A public campaign on draft regulations to link South Africans’ biometric data to their SIM cards has attracted almost 21,000 comments, of which the overwhelming majority reject the proposal, according to a report. The campaign is run by the advocacy nonprofit organization Dear SA, which submits citizens’ comments to the government. In March, national regulator, the Independent Communications Authority of South Africa (ICASA), published draft regulations proposing to tie biometric data of phone users to their SIM cards, with a deadline for comments of 11 May.
The regulations define biometric data as the measurement and statistical analysis of people’s unique physical and behavioral characteristics. If the draft regulation is passed into law, mobile operators will have access to users’ fingerprint mapping, facial recognition, retina scans, and biometric and behavioral data, tied to their SIM cards and phone numbers. Those who commented on the Dear SA website have expressed concerns that this would be a violation of their right to privacy, alleging that certain elements of the rule are a contravention of existing laws.
According to ICASA, the strict security measures must be introduced because mobile numbers have been hijacked either through porting and/or SIM swap transactions. SIM swap fraud has been on the rise in South Africa over the past year, with fraudsters posing as a legitimate mobile phone account holder by using fake identity documents.
In the mobile telecom space, priorities sometimes clash, and given the fact that mobile devices and networks now pervade every aspect of life, these conflicts are bound to occur. The necessity of mobile networks for transactions of all types makes security a pressing issue, and unfortunately security measures can be a double-edged sword.

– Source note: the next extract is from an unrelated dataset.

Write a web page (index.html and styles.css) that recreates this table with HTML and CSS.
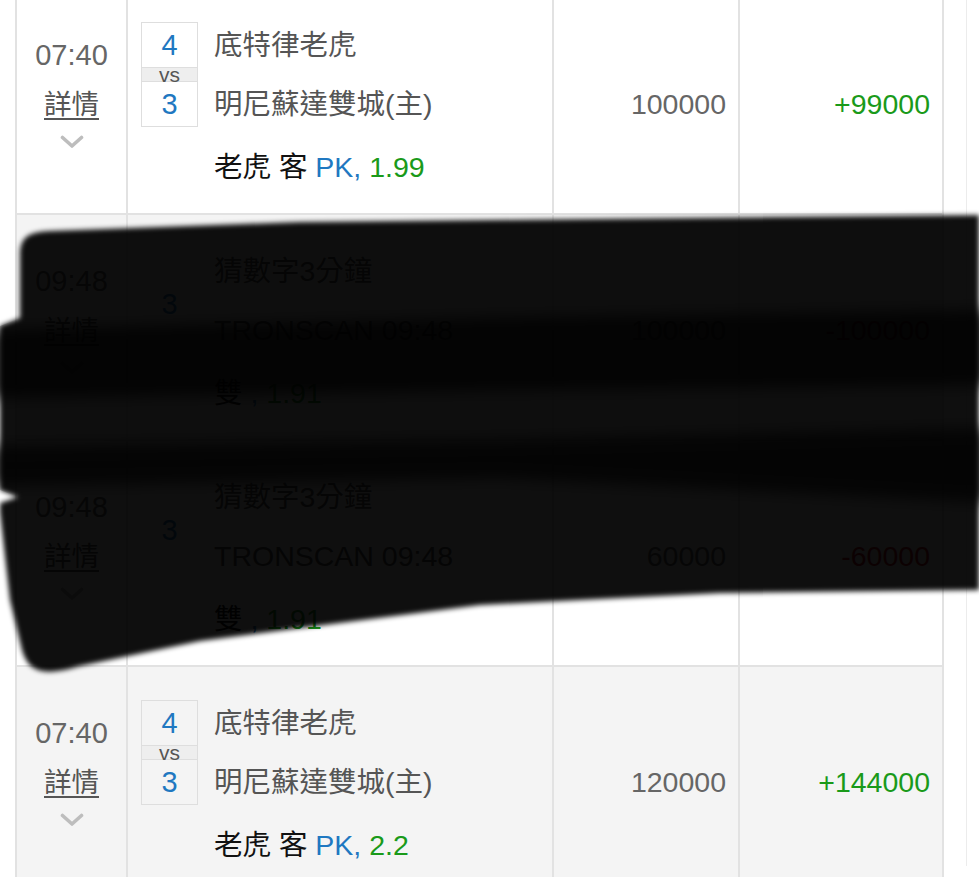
FILE: index.html
```html
<!DOCTYPE html>
<html lang="zh-Hant">
<head>
<meta charset="utf-8">
<title>注單</title>
<link rel="stylesheet" href="styles.css">
</head>
<body>
<div class="page">
  <div class="sheet">
    <div class="table">
      <div class="row">
        <div class="cell c-time">
          <div class="time">07:40</div>
          <a class="detail">詳情</a>
          <svg class="chev" viewBox="0 0 24 14" width="24" height="14"><path d="M2.5 2.5 L12 11 L21.5 2.5" fill="none" stroke="#bdbdbd" stroke-width="3.6" stroke-linecap="round" stroke-linejoin="round"/></svg>
        </div>
        <div class="cell c-match">
          <div class="score"><div class="s">4</div><div class="vs">vs</div><div class="s">3</div></div>
          <div class="names">
            <div class="ln">底特律老虎</div>
            <div class="ln">明尼蘇達雙城(主)</div>
            <div class="ln pick"><span class="k">老虎 客</span> <span class="hc">PK,</span> <span class="odds">1.99</span></div>
          </div>
        </div>
        <div class="cell c-amt">100000</div>
        <div class="cell c-res win">+99000</div>
      </div>

      <div class="row alt">
        <div class="cell c-time">
          <div class="time">09:48</div>
          <a class="detail">詳情</a>
          <svg class="chev" viewBox="0 0 24 14" width="24" height="14"><path d="M2.5 2.5 L12 11 L21.5 2.5" fill="none" stroke="#bdbdbd" stroke-width="3.6" stroke-linecap="round" stroke-linejoin="round"/></svg>
        </div>
        <div class="cell c-match">
          <div class="score plain"><div class="s">3</div></div>
          <div class="names">
            <div class="ln">猜數字3分鐘</div>
            <div class="ln">TRONSCAN 09:48</div>
            <div class="ln pick"><span class="k">雙</span> <span class="hc">,</span> <span class="odds">1.91</span></div>
          </div>
        </div>
        <div class="cell c-amt">100000</div>
        <div class="cell c-res lose">-100000</div>
      </div>

      <div class="row">
        <div class="cell c-time">
          <div class="time">09:48</div>
          <a class="detail">詳情</a>
          <svg class="chev" viewBox="0 0 24 14" width="24" height="14"><path d="M2.5 2.5 L12 11 L21.5 2.5" fill="none" stroke="#bdbdbd" stroke-width="3.6" stroke-linecap="round" stroke-linejoin="round"/></svg>
        </div>
        <div class="cell c-match">
          <div class="score plain"><div class="s">3</div></div>
          <div class="names">
            <div class="ln">猜數字3分鐘</div>
            <div class="ln">TRONSCAN 09:48</div>
            <div class="ln pick"><span class="k">雙</span> <span class="hc">,</span> <span class="odds">1.91</span></div>
          </div>
        </div>
        <div class="cell c-amt">60000</div>
        <div class="cell c-res lose">-60000</div>
      </div>

      <div class="row alt">
        <div class="cell c-time">
          <div class="time">07:40</div>
          <a class="detail">詳情</a>
          <svg class="chev" viewBox="0 0 24 14" width="24" height="14"><path d="M2.5 2.5 L12 11 L21.5 2.5" fill="none" stroke="#bdbdbd" stroke-width="3.6" stroke-linecap="round" stroke-linejoin="round"/></svg>
        </div>
        <div class="cell c-match">
          <div class="score"><div class="s">4</div><div class="vs">vs</div><div class="s">3</div></div>
          <div class="names">
            <div class="ln">底特律老虎</div>
            <div class="ln">明尼蘇達雙城(主)</div>
            <div class="ln pick"><span class="k">老虎 客</span> <span class="hc">PK,</span> <span class="odds">2.2</span></div>
          </div>
        </div>
        <div class="cell c-amt">120000</div>
        <div class="cell c-res win">+144000</div>
      </div>
    </div>
  </div>

  <svg class="redact" viewBox="0 0 979 877" width="979" height="877">
    <defs>
      <filter id="soft" x="-5%" y="-5%" width="110%" height="110%"><feGaussianBlur stdDeviation="2.4"/></filter>
      <filter id="softer" x="-5%" y="-20%" width="110%" height="140%"><feGaussianBlur stdDeviation="7"/></filter>
      <clipPath id="blobclip">
        <path d="M20 255 C20 236 30 232 50 231 L300 222 L979 215 L979 590 L720 593 L480 605 L200 641 L80 666 C40 678 28 670 22 650 L10 600 L0 512 L0 503 L18 497 L0 490 L0 326 L20 318 Z"/>
      </clipPath>
    </defs>
    <path filter="url(#soft)" fill="#000" fill-opacity="0.94" d="M20 255 C20 236 30 232 50 231 L300 222 L979 215 L979 590 L720 593 L480 605 L200 641 L80 666 C40 678 28 670 22 650 L10 600 L0 512 L0 503 L18 497 L0 490 L0 326 L20 318 Z"/>
    <g clip-path="url(#blobclip)">
      <path filter="url(#softer)" fill="#000" fill-opacity="0.75" d="M-20 330 L500 318 L1000 310 L1000 385 L500 390 L-20 398 Z"/>
      <path filter="url(#softer)" fill="#000" fill-opacity="0.7" d="M-20 446 L500 440 L1000 428 L1000 503 L500 478 L-20 486 Z"/>
    </g>
  </svg>
</div>
</body>
</html>
```

FILE: styles.css
```css
* { box-sizing: border-box; }

body {
  margin: 0;
  background: #fff;
  font-family: "Liberation Sans", "Noto Sans CJK TC", sans-serif;
  color: #555;
}

.page {
  position: relative;
  width: 979px;
  height: 877px;
  overflow: hidden;
}

.sheet {
  width: 967px;
  height: 100%;
  border-right: 1px solid #ececec;
}

.table {
  margin-left: 15px;
  margin-top: -11px;
  width: 929px;
  border-left: 2px solid #e2e2e2;
}

.row {
  display: grid;
  grid-template-columns: 111px 426px 186px 204px;
  height: 226px;
  border-bottom: 2px solid #e2e2e2;
  background: #fff;
}

.row.alt { background: #f4f4f4; }

.cell { border-right: 2px solid #e2e2e2; }

/* time column */
.c-time {
  display: flex;
  flex-direction: column;
  align-items: center;
  padding-top: 50px;
}

.time {
  font-size: 29px;
  line-height: 32px;
  color: #666;
}

.detail {
  margin-top: 17px;
  font-size: 27.5px;
  line-height: 34px;
  color: #555;
  text-decoration: underline;
  text-underline-offset: 4px;
  text-decoration-thickness: 1.5px;
}

.chev {
  display: block;
  margin-top: 13px;
}

/* match column */
.c-match {
  display: flex;
  align-items: flex-start;
  padding-left: 13px;
}

.score {
  width: 57px;
  margin-top: 33px;
  border: 1px solid #dedede;
  text-align: center;
}

.score .s {
  height: 44px;
  line-height: 44px;
  font-size: 29px;
  color: #1f78c1;
}

.score .vs {
  height: 15px;
  line-height: 13px;
  font-size: 21px;
  color: #555;
  background: #eee;
  border-top: 1px solid #dedede;
  border-bottom: 1px solid #dedede;
}

.score.plain {
  border: none;
  height: 105px;
  display: flex;
  align-items: center;
  justify-content: center;
  padding-top: 6px;
}

.names {
  margin-left: 16px;
  padding-top: 27px;
}

.ln {
  font-size: 28.5px;
  line-height: 59px;
  white-space: nowrap;
  color: #555;
}

.ln.pick {
  margin-top: 4px;
  color: #111;
}

.pick .hc { color: #1f78c1; }
.pick .odds { color: #1a9a1a; }

/* amount columns */
.c-amt, .c-res {
  display: flex;
  align-items: center;
  justify-content: flex-end;
  padding-right: 12px;
  padding-top: 6px;
  font-size: 28.5px;
}

.c-amt { color: #666; }
.c-res.win { color: #1a9a1a; }
.c-res.lose { color: #c4161c; }

/* redaction scribble lying over the table */
.redact {
  position: absolute;
  top: 0;
  left: 0;
  pointer-events: none;
}
```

In South Africa, as elsewhere, SIM fraud has become a serious problem, with large amounts of money lost to users and companies each year to guard against it, the South African regulator has understandably been casting about for ways to ensure that SIMs are matched with their legitimate account holders and no one else. With the rise of biometric data gathering and recording—facilitated by the very technologies that the regulator seeks to protect—a seemingly easy and powerful method of guaranteeing the security of SIMs has presented itself. So it is understandable that the regulator has pushed this plan to gather and utilize mobile customers’ personal data.
However, they may have overlooked the fact that personal privacy is of paramount concern to users in today’s marketplace. Presented with the biometric data plan, users reacted in a way that indicates that they are more afraid of having their privacy invaded than they are of SIM fraud. Apparently they would rather risk losing money than losing privacy. And considering the long-term implications of having one’s physical and behavioral characteristics divulged to the government, the shorter-term inconveniences of SIM fraud may seem less threatening. In any case, since users face having their privacy invaded (albeit in quite different ways) by both fraudsters and government entities, regulators and mobile operators need to be extremely sensitive to the psychological aspects of these questions. If they are to retain the confidence of the public, they must move forward cautiously and respectfully.